In 1976, Ronald Feldman Fine Arts hosted debut K&M international exhibition in New York, but Komar and Melamid couldn't attend since the authorities denied them permission to leave USSR, and also rejected their immigration requests. The artists created their own Trans-State country in protest, complete with Constitution and original passports. The following year, Alexander and Vitaly received permission to reconnect with their relatives in Israel. In 1978, the duo moved to New York, and had their first 'in presentio' US exhibition at Wadsworth Atheneum in Hartford, Connecticut.

K&M continued developing a new artistic style in the 1970s, described by them as 'Post-Art.' The duo pioneered the multi-stylistic approach in their works, predating many postmodernists of the following decade. Komar and Melamid had been working in multiple genres and across disciplines, creating paintings, sculptures, photography, staging performances and installations, writing music and poetry. For one of the performances, Alex and Vitaly established Komar & Melamid, Inc. corporation for "buying and selling human souls." They ended up having a few hundred clients, including Andy Warhol – his soul was purchased for free, and then smuggled into Russia and sold for 30 rubles. In 1981, their Portrait of Hitler was slashed by an ex-Trotskyist visitor in Brooklyn. Instead of repairing the work, Komar and Melamid named the vandal as co-author. In 1982, Ronald Feldman hosted Sots Art exhibition, which was a commercial and critical success. The following year, Metropolitan Museum Of Art and MoMA purchased some of Komar & Melamid's paintings. They became the first Russian artists to receive grant from the National Endowment For The Arts, as well as the first Russian participants of the prestigious documenta exhibition in Kassel in 1987.

The artists started working on the People's Choice series in 1994. K&M travelled around the world and recruited professional polling and market research firms to organize public surveys on people's preferences in art, including most liked/hated colors, styles, genres, favorite shapes and forms, etc. Based on the results, Komar and Melamid created a series of Most Wanted and Least Wanted paintings for 14 countries: China, Denmark, Finland, France, Germany, Iceland, Italy, Kenya, Netherlands, Portugal, Russia, Turkey, Ukraine and United States. According to Vitaly Komar, their interpretation of polls became a form of simultaneous collaboration with numerous people around the world, thus undermining a traditional role of an artist as a leader, and giving way to a new dictator – Majority. K&M considered 'vox populi' to be a better judge of art than historical precedence. "If Pablo Picasso was mimicking Stalin, we tried to mimic Bill Clinton" – concluded Melamid. The survey results and reproductions of the series were included in Painting by Numbers: Komar & Melamid’s Scientific Guide to Art book in 1997.
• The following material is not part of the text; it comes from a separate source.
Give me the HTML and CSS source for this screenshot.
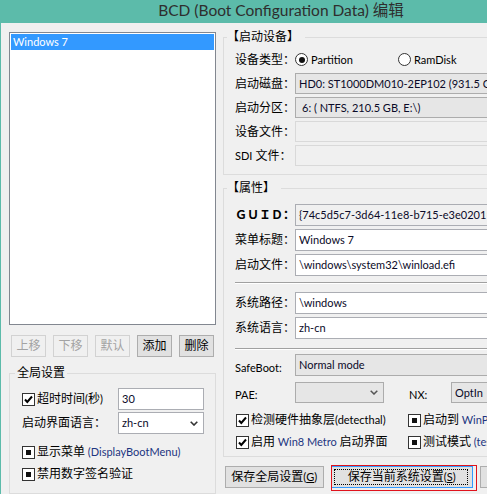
FILE: index.html
```html
<!DOCTYPE html>
<html lang="zh-CN">
<head>
<meta charset="utf-8">
<title>BCD 编辑</title>
<link rel="stylesheet" href="styles.css">
</head>
<body>
<div class="window">
  <div class="titlebar">BCD (Boot Configuration Data) 编辑</div>
  <div class="client">
    <div class="left">
      <div class="listbox">
        <div class="list-item selected">Windows 7</div>
      </div>
      <div class="btnrow">
        <button class="btn small" disabled>上移</button>
        <button class="btn small" disabled>下移</button>
        <button class="btn small" disabled>默认</button>
        <button class="btn small">添加</button>
        <button class="btn small">删除</button>
      </div>
      <fieldset class="group global">
        <legend>全局设置</legend>
        <div class="grow">
          <label class="chk gfirst"><span class="box"><svg viewBox="0 0 11 11" width="11" height="11"><path d="M2 5.5 L4.3 8 L9 2.5" fill="none" stroke="#000" stroke-width="2"/></svg></span>超时时间<span class="lt">(</span>秒<span class="lt">)</span></label>
          <div class="field edit gfield">30</div>
        </div>
        <div class="grow mt2">
          <span class="gfirst">启动界面语言：</span>
          <div class="field edit gfield combo"><span class="ctext">zh-cn</span><svg class="arrow" viewBox="0 0 8 5" width="8" height="5"><path d="M0.7 0.7 L4 4 L7.3 0.7" fill="none" stroke="#333" stroke-width="1.6"/></svg></div>
        </div>
        <label class="chk solo mt8"><span class="box"><span class="ind"></span></span>显示菜单 <span class="lt en">&nbsp;(DisplayBootMenu)</span></label>
        <label class="chk solo mt2"><span class="box"><span class="ind"></span></span>禁用数字签名验证</label>
      </fieldset>
    </div>

    <div class="right">
      <fieldset class="group dev">
        <legend>【启动设备】</legend>
        <div class="frow">
          <span class="flabel">设备类型：</span>
          <label class="radio r1"><span class="rcircle"><span class="rdot"></span></span>Partition</label>
          <label class="radio"><span class="rcircle"></span>RamDisk</label>
        </div>
        <div class="frow">
          <span class="flabel">启动磁盘：</span>
          <div class="field ro-combo">HD0: ST1000DM010-2EP102 (931.5 GB, Partition Table: GPT)</div>
        </div>
        <div class="frow">
          <span class="flabel">启动分区：</span>
          <div class="field ro-combo part">6: ( NTFS, 210.5 GB, E:\)</div>
        </div>
        <div class="frow">
          <span class="flabel">设备文件：</span>
          <div class="field disabled"></div>
        </div>
        <div class="frow">
          <span class="flabel"><span class="lt">SDI</span> 文件：</span>
          <div class="field disabled"></div>
        </div>
      </fieldset>

      <fieldset class="group props">
        <legend>【属性】</legend>
        <div class="prow">
          <span class="flabel guid">ＧＵＩＤ：</span>
          <div class="field readonly">{74c5d5c7-3d64-11e8-b715-e3e020110001}</div>
        </div>
        <div class="prow mt3">
          <span class="flabel">菜单标题：</span>
          <div class="field edit">Windows 7</div>
        </div>
        <div class="prow mt3">
          <span class="flabel">启动文件：</span>
          <div class="field edit">\windows\system32\winload.efi</div>
        </div>
        <div class="sep s1"></div>
        <div class="prow mt8">
          <span class="flabel">系统路径：</span>
          <div class="field edit">\windows</div>
        </div>
        <div class="prow mt3">
          <span class="flabel">系统语言：</span>
          <div class="field edit">zh-cn</div>
        </div>
        <div class="sep s2"></div>
        <div class="prow low mt4">
          <span class="flabel blow">SafeBoot:</span>
          <div class="field ro-combo">Normal mode</div>
        </div>
        <div class="prow low short mt6">
          <span class="flabel blow">PAE:</span>
          <div class="field ro-combo pae"><svg class="arrow" viewBox="0 0 8 5" width="8" height="5"><path d="M0.7 0.7 L4 4 L7.3 0.7" fill="none" stroke="#555" stroke-width="1.5"/></svg></div>
          <span class="nxlabel blow">NX:</span>
          <div class="field ro-combo">OptIn</div>
        </div>
        <div class="crow mt6">
          <label class="chk ccol"><span class="box"><svg viewBox="0 0 11 11" width="11" height="11"><path d="M2 5.5 L4.3 8 L9 2.5" fill="none" stroke="#000" stroke-width="2"/></svg></span>检测硬件抽象层<span class="lt">(detecthal)</span></label>
          <label class="chk"><span class="box"><span class="ind"></span></span>启动到 <span class="lt en">&nbsp;WinPE</span></label>
        </div>
        <div class="crow">
          <label class="chk ccol"><span class="box"><svg viewBox="0 0 11 11" width="11" height="11"><path d="M2 5.5 L4.3 8 L9 2.5" fill="none" stroke="#000" stroke-width="2"/></svg></span>启用<span class="lt en">&nbsp;Win8 Metro&nbsp;</span>启动界面</label>
          <label class="chk"><span class="box"><span class="ind"></span></span>测试模式<span class="lt en">&nbsp;(testsigning)</span></label>
        </div>
      </fieldset>

      <div class="bbtns">
        <button class="btn b1">保存全局设置<span class="lt">(<u>G</u>)</span></button>
        <button class="btn b2">保存当前系统设置<span class="lt">(<u>S</u>)</span></button>
        <button class="btn b3">关闭</button>
      </div>
    </div>
  </div>
</div>
</body>
</html>
```

FILE: styles.css
```css
* { box-sizing: border-box; }
html, body { margin: 0; padding: 0; background: #f0f0f0; }
body {
  width: 487px;
  height: 494px;
  overflow: hidden;
  font-family: "Lato", "Noto Sans CJK SC", sans-serif;
  font-size: 12px;
  line-height: 16px;
  color: #000;
}
.window {
  width: 562px;
  height: 494px;
  background: #f0f0f0;
  display: flex;
  flex-direction: column;
}
.titlebar {
  height: 23px;
  flex: none;
  background: #5cbbaa;
  color: #2e2e2e;
  font-size: 15.5px;
  line-height: 20px;
  text-align: center;
}
.client {
  flex: 1;
  display: flex;
  align-items: flex-start;
  gap: 7px;
  padding: 5px 0 0 8px;
  border-left: 1px solid #5cbbaa;
}
.lt { font-size: 11px; }

/* left column */
.left { width: 207px; flex: none; display: flex; flex-direction: column; }
.listbox {
  margin-top: 4px;
  height: 293px;
  background: #fff;
  border: 1px solid #828790;
  padding: 1px;
}
.list-item { height: 16px; line-height: 16px; padding-left: 2px; font-size: 11px; }
.list-item.selected { background: #3399ff; color: #fff; }

.btnrow { display: flex; gap: 7px; margin: 10px 0 0 2px; }
.btn {
  font: inherit;
  color: #000;
  background: #e1e1e1;
  border: 1px solid #adadad;
  height: 22px;
  padding: 0;
  line-height: 18px;
  border-radius: 0;
}
.btn.small { width: 35px; }
.btn:disabled { color: #a3a3a3; background: #f0f0f0; border-color: #d2d2d2; }

.group { margin: 0; border: 1px solid #dcdcdc; min-width: 0; }
legend { line-height: 16px; }

.group.global { margin-top: 8px; padding: 7px 10px 9px 12px; }
.global legend { margin-left: -7px; padding: 0 2px; }
.grow { display: flex; align-items: center; height: 22px; }
.gfirst { width: 96px; flex: none; }
.gfield { width: 86px; }
.mt2 { margin-top: 2px; }
.mt3 { margin-top: 3px; }
.mt4 { margin-top: 4px; }
.mt6 { margin-top: 6px; }
.mt8 { margin-top: 8px; }

.chk { display: flex; align-items: center; white-space: nowrap; }
.chk.solo { height: 20px; }
.box {
  width: 13px;
  height: 13px;
  flex: none;
  border: 1px solid #333;
  background: #fff;
  margin-right: 2px;
  display: flex;
  align-items: center;
  justify-content: center;
}
.box svg { display: block; }
.ind { width: 5px; height: 5px; background: #111; }
.en { color: #1d3580; }

/* fields */
.field {
  height: 22px;
  border: 1px solid #abadb3;
  background: #fff;
  padding: 0 3px;
  display: flex;
  align-items: center;
  white-space: nowrap;
  overflow: hidden;
  color: #0a0a28;
  font-size: 11px;
}
.combo { justify-content: space-between; }
.combo .arrow { margin-right: 2px; }
.ro-combo { background: #e6e6e6; border-color: #acacac; }
.disabled { background: #f0f0f0; border-color: #d9d9d9; }
.readonly { background: #f0f0f0; border-color: #abadb3; }
.part { padding-left: 6px; }

/* right column */
.right { width: 330px; flex: none; display: flex; flex-direction: column; margin-top: 1px; }
.group.dev { padding: 4px 10px 8px 11px; }
.dev legend, .props legend { margin-left: -8px; padding: 0 6px 0 0; }
.frow { display: flex; align-items: center; height: 21px; margin-top: 3px; }
.frow:first-of-type { margin-top: 0; }
.frow .field { flex: 1; height: 21px; }
.flabel { width: 60px; flex: none; white-space: nowrap; }
.guid { font-weight: bold; }

.radio { display: flex; align-items: center; font-size: 11px; }
.r1 { width: 103px; }
.rcircle {
  width: 13px;
  height: 13px;
  border: 1px solid #333;
  border-radius: 50%;
  background: #fff;
  margin-right: 3px;
  display: flex;
  align-items: center;
  justify-content: center;
}
.rdot { width: 6px; height: 6px; border-radius: 50%; background: #111; }

.group.props { margin-top: 5px; padding: 8px 10px 3px 11px; }
.prow { display: flex; align-items: center; height: 22px; }
.prow .field { flex: 1; }
.prow.low { align-items: stretch; }
.prow.short { height: 21px; }
.blow { align-self: flex-end; line-height: 16px; font-size: 11px; }
.prow.low .field { height: auto; }
.prow.low .flabel { height: 16px; }
.sep { height: 2px; border-top: 1px solid #a0a0a0; border-bottom: 1px solid #fff; }
.s1 { margin-top: 6px; }
.s2 { margin-top: 9px; }
.prow .pae { flex: none; width: 89px; justify-content: flex-end; padding-right: 5px; }
.nxlabel { width: 42px; margin-left: 25px; flex: none; }

.crow { display: flex; align-items: center; height: 22px; }
.ccol { width: 173px; flex: none; padding-left: 1px; }

.bbtns { display: flex; gap: 7px; margin: 9px 0 0 2px; }
.b1 { width: 101px; }
.b2 { width: 146px; position: relative; border-color: #3399ff; }
.b2::before {
  content: "";
  position: absolute;
  left: -1px;
  top: -2px;
  width: 144px;
  height: 24px;
  border: 1px solid #e0121c;
}
.b2::after {
  content: "";
  position: absolute;
  left: 2px;
  top: 2px;
  right: 4px;
  bottom: 2px;
  border: 1px dotted #000;
}
.b3 { width: 75px; }
u { text-decoration: underline; }
```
Dia Center for the Arts, which actively participated in the creation of People's Choice series, commissioned K&M to further expand their concept into the realm of music. Together with composer Dave Soldier, Komar & Melamid created The People's Choice Music album. In the spring of 1996, Soldier wrote and posted a detailed poll on Dia's website, and 500 people answered questions about most liked and disliked instruments, singing style, preferred volume/tempo, subject and duration of a song, ideal number of performers, most important attributes in music, desired emotional and intellectual response, etc. Based on the results, he recorded The Most Wanted Song (5:00) – a cheesy love ballad with male and female voices, accompanied by saxophone and guitar, which is statistically predetermined to be unavoidably and uncontrollably "liked" by 72±12% of listeners. The album is concluded with The Most Unwanted Song (21:59) – a cacophonic abstract sound collage, full of dissonant melodies, awkward interludes, cowboy-themed rapping in hysterical operatic soprano, and with children's choir advertising Wal-Mart. According to the K&M and Soldier's conclusion, "fewer than 200 individuals of the world's total population" could enjoy this work. Instead, The Most Unwanted Song became an instant hit among the fans of plunderphonics, musique concrete, cut-up/tape music, mash-ups and other similar experimental genres.

In 1998, Dave Soldier with Komar & Melamid premiered Naked Revolution, an opera about George Washington, Vladimir Lenin and Marcel Duchamp, at The Kitchen, New York City and Walker Art Center in Minneapolis. Along with a series of paintings, collages, and K&M's personal collection of Washington memorabilia, this opera became part of the American Dreams exhibition. The same year, Komar and Melamid spent some time in Thailand teaching elephants to paint. A series of paintings were presented in the book, When Elephants Paint: The Quest of Two Russian Artists to Save the Elephants of Thailand, and sold at Christie's first-ever auction of elephant paintings, with all revenues sent to support the animals and their keepers in Thailand. (Perhaps inspired by this project, David Soldier organized his Thai Elephant Orchestra in 2000.) Their last major project, Symbols of the Big Bang, was exhibited in 2002 at the Yeshiva University Museum at the Center for Jewish History in New York.